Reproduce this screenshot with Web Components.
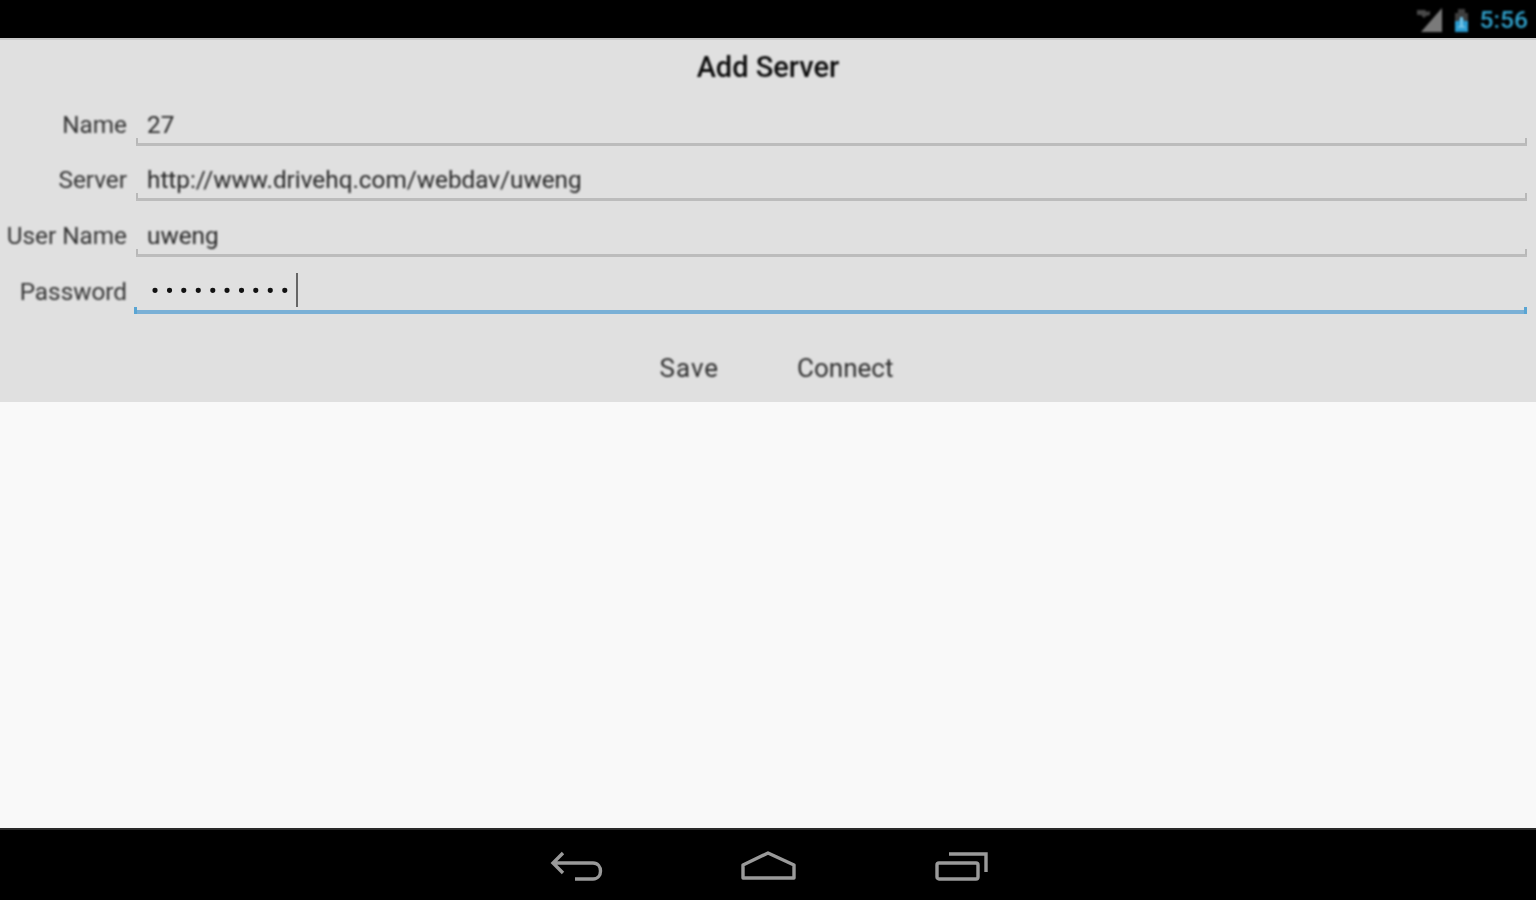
<!DOCTYPE html>
<html>
<head>
<meta charset="utf-8">
<title>Add Server</title>
<style>
    html, body { margin: 0; height: 100%; }
    body { font-family: Roboto, "Liberation Sans", sans-serif; background: #f9f9f9; }
    #screen { display: flex; flex-direction: column; height: 900px; overflow: hidden; }
    #filler { flex: 1; background: #f9f9f9; }
</style>
</head>
<body>
<div id="screen">
    <status-bar time="5:56"></status-bar>
    <server-form heading="Add Server">
        <form-row label="Name" value="27"></form-row>
        <form-row label="Server" value="http://www.drivehq.com/webdav/uweng"></form-row>
        <form-row label="User Name" value="uweng"></form-row>
        <form-row label="Password" value="••••••••••" focused></form-row>
        <text-button slot="actions" style="letter-spacing:1px">Save</text-button>
        <text-button slot="actions">Connect</text-button>
    </server-form>
    <div id="filler"></div>
    <nav-bar></nav-bar>
</div>

<script>
class StatusBar extends HTMLElement {
    constructor() {
        super()
        this.attachShadow({ mode: 'open' })
        this.shadowRoot.innerHTML = `
            <style>
                :host {
                    display: flex;
                    justify-content: flex-end;
                    align-items: center;
                    gap: 9px;
                    height: 38px;
                    padding: 2px 8px 0 0;
                    box-sizing: border-box;
                    background: #000;
                }
                svg { display: block; filter: blur(1px); }
                svg + svg { margin-right: 1px; }
                #time { color: #2f9fc9; font-size: 24.6px; line-height: 36px; font-weight: 500; filter: blur(.9px); }
            </style>
            <svg width="28" height="26" viewBox="0 0 28 26">
                <path d="M26 1V25H5Z" fill="#7a7a7a"/>
                <path d="M1 3h8l2 2 3-1v4l-4 1-2 2-3-3H1z" fill="#484848"/>
            </svg>
            <svg width="17" height="24" viewBox="0 0 17 24">
                <path d="M5 1h7v4h3v8H2V5h3z" fill="#3e3e3e"/>
                <path d="M2 13h4l1-3h3l1 3h4v11H2z" fill="#2a9bd0"/>
                <path d="M7 9h3v8l3 3H4l3-3z" fill="#6fc0e4"/>
            </svg>
            <span id="time"></span>
        `
        this.shadowRoot.querySelector('#time').textContent = this.getAttribute('time')
    }
}

class ServerForm extends HTMLElement {
    constructor() {
        super()
        this.attachShadow({ mode: 'open' })
        this.shadowRoot.innerHTML = `
            <style>
                :host {
                    display: block;
                    height: 364px;
                    box-sizing: border-box;
                    background: #e0e0e0;
                    border-top: 2px solid #c9c9c9;
                }
                h1 {
                    margin: 0;
                    height: 55px;
                    font-size: 29px;
                    line-height: 54px;
                    font-weight: 500;
                    text-align: center;
                    color: #0c0c0c;
                    filter: blur(.8px);
                }
                #rows { display: grid; grid-auto-rows: 55.7px; margin-top: -5px; }
                #actions { display: flex; justify-content: center; gap: 78px; margin-top: 35px; padding-left: 17px; }
            </style>
            <h1></h1>
            <div id="rows"><slot></slot></div>
            <div id="actions"><slot name="actions"></slot></div>
        `
        this.shadowRoot.querySelector('h1').textContent = this.getAttribute('heading')
    }
}

class FormRow extends HTMLElement {
    constructor() {
        super()
        this.attachShadow({ mode: 'open' })
        this.shadowRoot.innerHTML = `
            <style>
                :host {
                    display: grid;
                    grid-template-columns: 127px 1fr;
                    column-gap: 9px;
                    padding-right: 9px;
                    font-size: 24.3px;
                    color: #333;
                }
                #label {
                    text-align: right;
                    padding-top: 17.5px;
                    line-height: 34px;
                    white-space: nowrap;
                    filter: blur(.8px);
                }
                #field {
                    position: relative;
                    box-sizing: border-box;
                    height: 55.7px;
                    padding: 17.5px 0 0 11px;
                    line-height: 34px;
                    color: #262626;
                    border-bottom: 3px solid #bcbcbc;
                }
                #field::before, #field::after {
                    content: "";
                    position: absolute;
                    bottom: -1px;
                    width: 2px;
                    height: 6px;
                    background: #b8b8b8;
                }
                #field::before { left: 0; }
                #field::after { right: 0; }
                #text { filter: blur(.8px); display: inline-block; white-space: nowrap; }
                :host([focused]) #field {
                    height: 57.2px;
                    margin-left: -2px;
                    border-bottom: 4px solid #7ab0d6;
                }
                :host([focused]) #field::before, :host([focused]) #field::after { background: #5aa5d3; height: 7px; bottom: -4px; width: 3px; }
                #caret { display: none; position: absolute; left: 162px; top: 16px; width: 2px; height: 34px; background: #666; filter: blur(.4px); }
                :host([focused]) #caret { display: block; }
                :host([focused]) #text {
                    position: relative;
                    top: -2px;
                    margin-left: 6px;
                    font-size: 22px;
                    font-weight: 700;
                    letter-spacing: 6.5px;
                    color: #111;
                    filter: blur(.6px);
                }
            </style>
            <div id="label"></div>
            <div id="field"><span id="text"></span><span id="caret"></span></div>
        `
        this.shadowRoot.querySelector('#label').textContent = this.getAttribute('label')
        this.shadowRoot.querySelector('#text').textContent = this.getAttribute('value')
    }
}

class TextButton extends HTMLElement {
    constructor() {
        super()
        this.attachShadow({ mode: 'open' })
        this.shadowRoot.innerHTML = `
            <style>
                :host {
                    display: block;
                    font-size: 26px;
                    line-height: 40px;
                    color: #2e2e2e;
                    filter: blur(.8px);
                }
            </style>
            <slot></slot>
        `
    }
}

class NavBar extends HTMLElement {
    constructor() {
        super()
        this.attachShadow({ mode: 'open' })
        this.shadowRoot.innerHTML = `
            <style>
                :host {
                    display: flex;
                    justify-content: center;
                    align-items: flex-start;
                    gap: 134px;
                    height: 72px;
                    box-sizing: border-box;
                    padding-top: 21px;
                    background: #000;
                    border-top: 2px solid #2a2a2a;
                }
                svg { display: block; fill: none; stroke: #9a9a9a; stroke-width: 3.4; filter: blur(.7px); }
            </style>
            <svg width="60" height="32" viewBox="0 0 60 32">
                <path d="M19 2L9 12L19 22M9 12H49C59 12 59 28 49 28H31"/>
            </svg>
            <svg width="60" height="32" viewBox="0 0 60 32">
                <path d="M5 27V14L30 2L56 14V27Z" stroke-linejoin="round"/>
            </svg>
            <svg width="60" height="32" viewBox="0 0 60 32">
                <rect x="5" y="12" width="41" height="16" rx="2"/>
                <path d="M17 3H54V21"/>
            </svg>
        `
    }
}

customElements.define('status-bar', StatusBar)
customElements.define('server-form', ServerForm)
customElements.define('form-row', FormRow)
customElements.define('text-button', TextButton)
customElements.define('nav-bar', NavBar)
</script>
</body>
</html>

» Goal
Copy out the data above exactly, except the pictures.

» Correct output
Reproduce this screenshot with Web Components.
<!DOCTYPE html>
<html>
<head>
<meta charset="utf-8">
<title>Add Server</title>
<style>
    html, body { margin: 0; height: 100%; }
    body { font-family: Roboto, "Liberation Sans", sans-serif; background: #f9f9f9; }
    #screen { display: flex; flex-direction: column; height: 900px; overflow: hidden; }
    #filler { flex: 1; background: #f9f9f9; }
</style>
</head>
<body>
<div id="screen">
    <status-bar time="5:56"></status-bar>
    <server-form heading="Add Server">
        <form-row label="Name" value="27"></form-row>
        <form-row label="Server" value="http://www.drivehq.com/webdav/uweng"></form-row>
        <form-row label="User Name" value="uweng"></form-row>
        <form-row label="Password" value="••••••••••" focused></form-row>
        <text-button slot="actions" style="letter-spacing:1px">Save</text-button>
        <text-button slot="actions">Connect</text-button>
    </server-form>
    <div id="filler"></div>
    <nav-bar></nav-bar>
</div>

<script>
class StatusBar extends HTMLElement {
    constructor() {
        super()
        this.attachShadow({ mode: 'open' })
        this.shadowRoot.innerHTML = `
            <style>
                :host {
                    display: flex;
                    justify-content: flex-end;
                    align-items: center;
                    gap: 9px;
                    height: 38px;
                    padding: 2px 8px 0 0;
                    box-sizing: border-box;
                    background: #000;
                }
                svg { display: block; filter: blur(1px); }
                svg + svg { margin-right: 1px; }
                #time { color: #2f9fc9; font-size: 24.6px; line-height: 36px; font-weight: 500; filter: blur(.9px); }
            </style>
            <svg width="28" height="26" viewBox="0 0 28 26">
                <path d="M26 1V25H5Z" fill="#7a7a7a"/>
                <path d="M1 3h8l2 2 3-1v4l-4 1-2 2-3-3H1z" fill="#484848"/>
            </svg>
            <svg width="17" height="24" viewBox="0 0 17 24">
                <path d="M5 1h7v4h3v8H2V5h3z" fill="#3e3e3e"/>
                <path d="M2 13h4l1-3h3l1 3h4v11H2z" fill="#2a9bd0"/>
                <path d="M7 9h3v8l3 3H4l3-3z" fill="#6fc0e4"/>
            </svg>
            <span id="time"></span>
        `
        this.shadowRoot.querySelector('#time').textContent = this.getAttribute('time')
    }
}

class ServerForm extends HTMLElement {
    constructor() {
        super()
        this.attachShadow({ mode: 'open' })
        this.shadowRoot.innerHTML = `
            <style>
                :host {
                    display: block;
                    height: 364px;
                    box-sizing: border-box;
                    background: #e0e0e0;
                    border-top: 2px solid #c9c9c9;
                }
                h1 {
                    margin: 0;
                    height: 55px;
                    font-size: 29px;
                    line-height: 54px;
                    font-weight: 500;
                    text-align: center;
                    color: #0c0c0c;
                    filter: blur(.8px);
                }
                #rows { display: grid; grid-auto-rows: 55.7px; margin-top: -5px; }
                #actions { display: flex; justify-content: center; gap: 78px; margin-top: 35px; padding-left: 17px; }
            </style>
            <h1></h1>
            <div id="rows"><slot></slot></div>
            <div id="actions"><slot name="actions"></slot></div>
        `
        this.shadowRoot.querySelector('h1').textContent = this.getAttribute('heading')
    }
}

class FormRow extends HTMLElement {
    constructor() {
        super()
        this.attachShadow({ mode: 'open' })
        this.shadowRoot.innerHTML = `
            <style>
                :host {
                    display: grid;
                    grid-template-columns: 127px 1fr;
                    column-gap: 9px;
                    padding-right: 9px;
                    font-size: 24.3px;
                    color: #333;
                }
                #label {
                    text-align: right;
                    padding-top: 17.5px;
                    line-height: 34px;
                    white-space: nowrap;
                    filter: blur(.8px);
                }
                #field {
                    position: relative;
                    box-sizing: border-box;
                    height: 55.7px;
                    padding: 17.5px 0 0 11px;
                    line-height: 34px;
                    color: #262626;
                    border-bottom: 3px solid #bcbcbc;
                }
                #field::before, #field::after {
                    content: "";
                    position: absolute;
                    bottom: -1px;
                    width: 2px;
                    height: 6px;
                    background: #b8b8b8;
                }
                #field::before { left: 0; }
                #field::after { right: 0; }
                #text { filter: blur(.8px); display: inline-block; white-space: nowrap; }
                :host([focused]) #field {
                    height: 57.2px;
                    margin-left: -2px;
                    border-bottom: 4px solid #7ab0d6;
                }
                :host([focused]) #field::before, :host([focused]) #field::after { background: #5aa5d3; height: 7px; bottom: -4px; width: 3px; }
                #caret { display: none; position: absolute; left: 162px; top: 16px; width: 2px; height: 34px; background: #666; filter: blur(.4px); }
                :host([focused]) #caret { display: block; }
                :host([focused]) #text {
                    position: relative;
                    top: -2px;
                    margin-left: 6px;
                    font-size: 22px;
                    font-weight: 700;
                    letter-spacing: 6.5px;
                    color: #111;
                    filter: blur(.6px);
                }
            </style>
            <div id="label"></div>
            <div id="field"><span id="text"></span><span id="caret"></span></div>
        `
        this.shadowRoot.querySelector('#label').textContent = this.getAttribute('label')
        this.shadowRoot.querySelector('#text').textContent = this.getAttribute('value')
    }
}

class TextButton extends HTMLElement {
    constructor() {
        super()
        this.attachShadow({ mode: 'open' })
        this.shadowRoot.innerHTML = `
            <style>
                :host {
                    display: block;
                    font-size: 26px;
                    line-height: 40px;
                    color: #2e2e2e;
                    filter: blur(.8px);
                }
            </style>
            <slot></slot>
        `
    }
}

class NavBar extends HTMLElement {
    constructor() {
        super()
        this.attachShadow({ mode: 'open' })
        this.shadowRoot.innerHTML = `
            <style>
                :host {
                    display: flex;
                    justify-content: center;
                    align-items: flex-start;
                    gap: 134px;
                    height: 72px;
                    box-sizing: border-box;
                    padding-top: 21px;
                    background: #000;
                    border-top: 2px solid #2a2a2a;
                }
                svg { display: block; fill: none; stroke: #9a9a9a; stroke-width: 3.4; filter: blur(.7px); }
            </style>
            <svg width="60" height="32" viewBox="0 0 60 32">
                <path d="M19 2L9 12L19 22M9 12H49C59 12 59 28 49 28H31"/>
            </svg>
            <svg width="60" height="32" viewBox="0 0 60 32">
                <path d="M5 27V14L30 2L56 14V27Z" stroke-linejoin="round"/>
            </svg>
            <svg width="60" height="32" viewBox="0 0 60 32">
                <rect x="5" y="12" width="41" height="16" rx="2"/>
                <path d="M17 3H54V21"/>
            </svg>
        `
    }
}

customElements.define('status-bar', StatusBar)
customElements.define('server-form', ServerForm)
customElements.define('form-row', FormRow)
customElements.define('text-button', TextButton)
customElements.define('nav-bar', NavBar)
</script>
</body>
</html>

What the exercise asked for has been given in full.